>>>
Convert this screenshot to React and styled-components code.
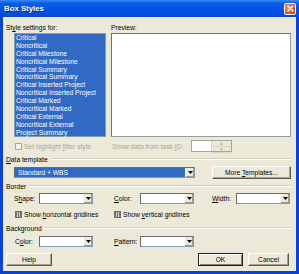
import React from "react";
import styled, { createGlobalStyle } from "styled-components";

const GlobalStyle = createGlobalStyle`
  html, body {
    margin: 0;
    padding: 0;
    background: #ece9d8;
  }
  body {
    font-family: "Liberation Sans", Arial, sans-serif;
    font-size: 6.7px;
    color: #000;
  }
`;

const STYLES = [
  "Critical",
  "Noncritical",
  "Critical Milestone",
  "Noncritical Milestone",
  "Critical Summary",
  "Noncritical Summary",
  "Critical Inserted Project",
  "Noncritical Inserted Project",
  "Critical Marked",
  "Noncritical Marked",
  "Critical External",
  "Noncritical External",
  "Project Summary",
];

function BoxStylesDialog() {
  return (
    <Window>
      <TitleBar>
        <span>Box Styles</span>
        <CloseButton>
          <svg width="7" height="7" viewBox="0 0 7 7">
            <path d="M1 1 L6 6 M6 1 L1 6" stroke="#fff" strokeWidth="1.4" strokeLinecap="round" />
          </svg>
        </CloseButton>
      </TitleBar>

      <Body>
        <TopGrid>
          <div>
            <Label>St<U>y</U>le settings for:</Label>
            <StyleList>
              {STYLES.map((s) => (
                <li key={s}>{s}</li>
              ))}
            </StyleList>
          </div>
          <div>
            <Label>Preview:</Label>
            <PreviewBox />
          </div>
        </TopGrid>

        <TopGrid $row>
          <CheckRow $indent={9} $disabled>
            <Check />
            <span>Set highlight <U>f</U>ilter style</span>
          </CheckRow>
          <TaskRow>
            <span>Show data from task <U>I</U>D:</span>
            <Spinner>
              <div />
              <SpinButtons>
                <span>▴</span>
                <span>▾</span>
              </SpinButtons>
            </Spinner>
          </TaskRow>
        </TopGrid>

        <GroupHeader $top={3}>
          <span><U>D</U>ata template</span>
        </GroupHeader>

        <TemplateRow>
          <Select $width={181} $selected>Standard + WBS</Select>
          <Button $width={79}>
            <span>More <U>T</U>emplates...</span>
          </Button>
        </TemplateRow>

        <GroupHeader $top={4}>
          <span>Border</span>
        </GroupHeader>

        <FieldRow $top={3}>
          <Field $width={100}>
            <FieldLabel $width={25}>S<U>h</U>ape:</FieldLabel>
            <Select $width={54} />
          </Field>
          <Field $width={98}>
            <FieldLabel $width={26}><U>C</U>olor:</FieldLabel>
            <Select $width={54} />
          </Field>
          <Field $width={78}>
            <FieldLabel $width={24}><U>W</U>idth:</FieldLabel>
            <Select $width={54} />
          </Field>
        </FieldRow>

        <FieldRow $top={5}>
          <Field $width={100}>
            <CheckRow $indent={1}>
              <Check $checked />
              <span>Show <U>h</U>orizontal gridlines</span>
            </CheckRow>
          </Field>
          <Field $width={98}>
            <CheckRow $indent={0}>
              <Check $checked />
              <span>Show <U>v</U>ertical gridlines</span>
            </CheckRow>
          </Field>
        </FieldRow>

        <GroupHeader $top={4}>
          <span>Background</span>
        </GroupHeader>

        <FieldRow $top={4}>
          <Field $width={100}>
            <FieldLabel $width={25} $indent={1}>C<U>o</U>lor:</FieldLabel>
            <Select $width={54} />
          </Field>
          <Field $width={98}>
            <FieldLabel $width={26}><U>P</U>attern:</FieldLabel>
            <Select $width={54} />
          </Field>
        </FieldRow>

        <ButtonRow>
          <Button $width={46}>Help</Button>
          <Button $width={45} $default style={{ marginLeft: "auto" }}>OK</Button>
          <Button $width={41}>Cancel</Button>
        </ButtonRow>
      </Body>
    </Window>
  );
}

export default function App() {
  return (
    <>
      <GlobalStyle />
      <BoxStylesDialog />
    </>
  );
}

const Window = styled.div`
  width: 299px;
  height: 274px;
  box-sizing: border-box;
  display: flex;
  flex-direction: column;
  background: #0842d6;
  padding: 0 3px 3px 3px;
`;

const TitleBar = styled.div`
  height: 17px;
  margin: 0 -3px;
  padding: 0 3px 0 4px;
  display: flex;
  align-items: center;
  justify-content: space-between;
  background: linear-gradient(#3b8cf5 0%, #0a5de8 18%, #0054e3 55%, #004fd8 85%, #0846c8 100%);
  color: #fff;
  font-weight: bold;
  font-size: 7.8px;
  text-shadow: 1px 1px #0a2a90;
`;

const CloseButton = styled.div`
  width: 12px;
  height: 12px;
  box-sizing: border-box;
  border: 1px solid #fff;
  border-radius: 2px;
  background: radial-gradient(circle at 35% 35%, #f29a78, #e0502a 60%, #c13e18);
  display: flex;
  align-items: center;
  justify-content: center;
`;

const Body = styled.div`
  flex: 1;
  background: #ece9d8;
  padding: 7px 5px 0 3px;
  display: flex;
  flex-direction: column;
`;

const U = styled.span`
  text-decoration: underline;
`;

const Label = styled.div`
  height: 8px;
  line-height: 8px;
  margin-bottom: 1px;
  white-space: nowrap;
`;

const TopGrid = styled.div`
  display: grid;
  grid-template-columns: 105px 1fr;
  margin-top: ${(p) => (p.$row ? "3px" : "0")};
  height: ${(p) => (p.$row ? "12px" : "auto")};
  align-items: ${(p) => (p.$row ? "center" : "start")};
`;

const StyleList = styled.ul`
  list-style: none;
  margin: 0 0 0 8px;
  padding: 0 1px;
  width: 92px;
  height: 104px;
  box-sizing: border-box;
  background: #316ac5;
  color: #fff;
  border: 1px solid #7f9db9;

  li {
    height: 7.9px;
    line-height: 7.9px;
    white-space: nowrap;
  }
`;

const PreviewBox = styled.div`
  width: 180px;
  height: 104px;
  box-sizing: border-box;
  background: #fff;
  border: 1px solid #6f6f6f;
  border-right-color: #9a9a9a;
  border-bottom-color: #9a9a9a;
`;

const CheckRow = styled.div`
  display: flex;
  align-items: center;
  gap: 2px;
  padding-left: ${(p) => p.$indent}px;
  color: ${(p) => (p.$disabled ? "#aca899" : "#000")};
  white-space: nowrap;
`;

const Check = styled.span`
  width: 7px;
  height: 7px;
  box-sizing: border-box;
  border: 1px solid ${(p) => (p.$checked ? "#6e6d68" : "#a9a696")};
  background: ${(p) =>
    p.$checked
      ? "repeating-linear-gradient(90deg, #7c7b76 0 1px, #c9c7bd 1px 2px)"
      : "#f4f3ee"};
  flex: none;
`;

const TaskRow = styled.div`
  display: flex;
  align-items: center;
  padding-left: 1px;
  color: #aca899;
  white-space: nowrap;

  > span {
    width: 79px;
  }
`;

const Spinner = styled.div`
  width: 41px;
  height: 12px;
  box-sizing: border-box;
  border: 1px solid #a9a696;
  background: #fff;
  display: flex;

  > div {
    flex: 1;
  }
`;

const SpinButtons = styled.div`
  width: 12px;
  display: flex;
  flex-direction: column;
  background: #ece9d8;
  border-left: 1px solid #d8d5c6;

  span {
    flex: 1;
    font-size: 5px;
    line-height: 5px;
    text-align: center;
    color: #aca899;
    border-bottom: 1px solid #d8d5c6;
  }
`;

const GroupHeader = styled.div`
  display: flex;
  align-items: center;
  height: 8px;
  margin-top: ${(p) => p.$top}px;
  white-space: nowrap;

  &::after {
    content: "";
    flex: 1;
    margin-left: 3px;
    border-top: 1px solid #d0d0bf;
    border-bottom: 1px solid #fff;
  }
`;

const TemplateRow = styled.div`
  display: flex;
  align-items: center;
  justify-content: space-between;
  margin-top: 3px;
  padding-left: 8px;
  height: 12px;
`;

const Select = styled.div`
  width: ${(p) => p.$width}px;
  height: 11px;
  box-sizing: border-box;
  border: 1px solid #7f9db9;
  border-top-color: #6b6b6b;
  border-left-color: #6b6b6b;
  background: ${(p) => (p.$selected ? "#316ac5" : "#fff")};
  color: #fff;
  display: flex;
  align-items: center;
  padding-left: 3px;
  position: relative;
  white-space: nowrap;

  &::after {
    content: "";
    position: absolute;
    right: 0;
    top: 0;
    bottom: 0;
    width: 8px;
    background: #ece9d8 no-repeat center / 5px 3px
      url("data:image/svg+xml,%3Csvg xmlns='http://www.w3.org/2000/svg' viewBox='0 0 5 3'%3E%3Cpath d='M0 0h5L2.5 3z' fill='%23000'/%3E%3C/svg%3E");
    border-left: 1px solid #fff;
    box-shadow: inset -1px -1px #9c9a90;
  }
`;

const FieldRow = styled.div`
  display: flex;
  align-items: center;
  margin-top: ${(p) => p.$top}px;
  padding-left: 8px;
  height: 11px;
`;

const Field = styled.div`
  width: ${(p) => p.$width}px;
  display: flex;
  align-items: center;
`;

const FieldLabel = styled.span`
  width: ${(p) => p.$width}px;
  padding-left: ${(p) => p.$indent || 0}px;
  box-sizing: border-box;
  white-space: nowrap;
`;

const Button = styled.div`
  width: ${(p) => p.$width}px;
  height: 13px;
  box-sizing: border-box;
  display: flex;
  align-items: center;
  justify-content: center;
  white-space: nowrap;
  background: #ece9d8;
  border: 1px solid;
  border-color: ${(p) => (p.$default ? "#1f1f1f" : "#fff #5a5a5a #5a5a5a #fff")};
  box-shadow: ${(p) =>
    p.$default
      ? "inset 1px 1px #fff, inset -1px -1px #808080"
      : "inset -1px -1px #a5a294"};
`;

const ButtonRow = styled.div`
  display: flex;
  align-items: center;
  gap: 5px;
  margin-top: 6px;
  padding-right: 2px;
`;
<<<
>>>
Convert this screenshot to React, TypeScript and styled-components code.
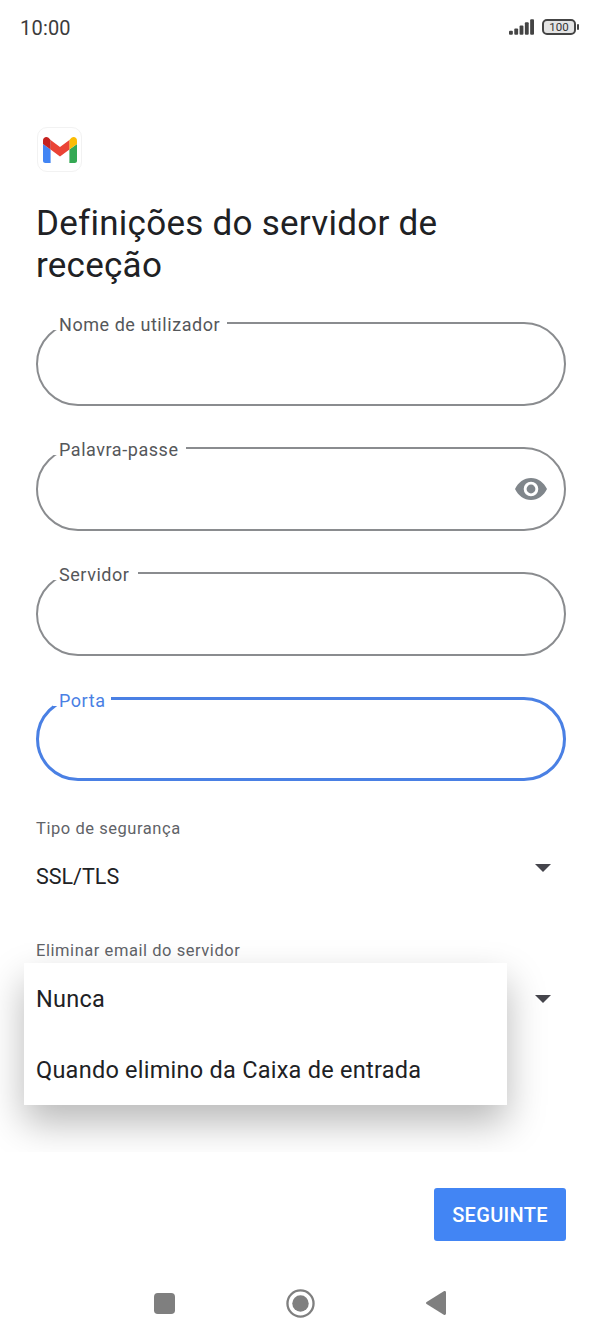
<<<
**TASK STATEMENT**
From the line containing "Convert this screenshot to React and" through the line containing "</TitleBar>", copy every line above exactly, without pictures.

**TASK RESPONSE**
Convert this screenshot to React and styled-components code.
import React from "react";
import styled, { createGlobalStyle } from "styled-components";

const GlobalStyle = createGlobalStyle`
  html, body {
    margin: 0;
    padding: 0;
    background: #ece9d8;
  }
  body {
    font-family: "Liberation Sans", Arial, sans-serif;
    font-size: 6.7px;
    color: #000;
  }
`;

const STYLES = [
  "Critical",
  "Noncritical",
  "Critical Milestone",
  "Noncritical Milestone",
  "Critical Summary",
  "Noncritical Summary",
  "Critical Inserted Project",
  "Noncritical Inserted Project",
  "Critical Marked",
  "Noncritical Marked",
  "Critical External",
  "Noncritical External",
  "Project Summary",
];

function BoxStylesDialog() {
  return (
    <Window>
      <TitleBar>
        <span>Box Styles</span>
        <CloseButton>
          <svg width="7" height="7" viewBox="0 0 7 7">
            <path d="M1 1 L6 6 M6 1 L1 6" stroke="#fff" strokeWidth="1.4" strokeLinecap="round" />
          </svg>
        </CloseButton>
      </TitleBar>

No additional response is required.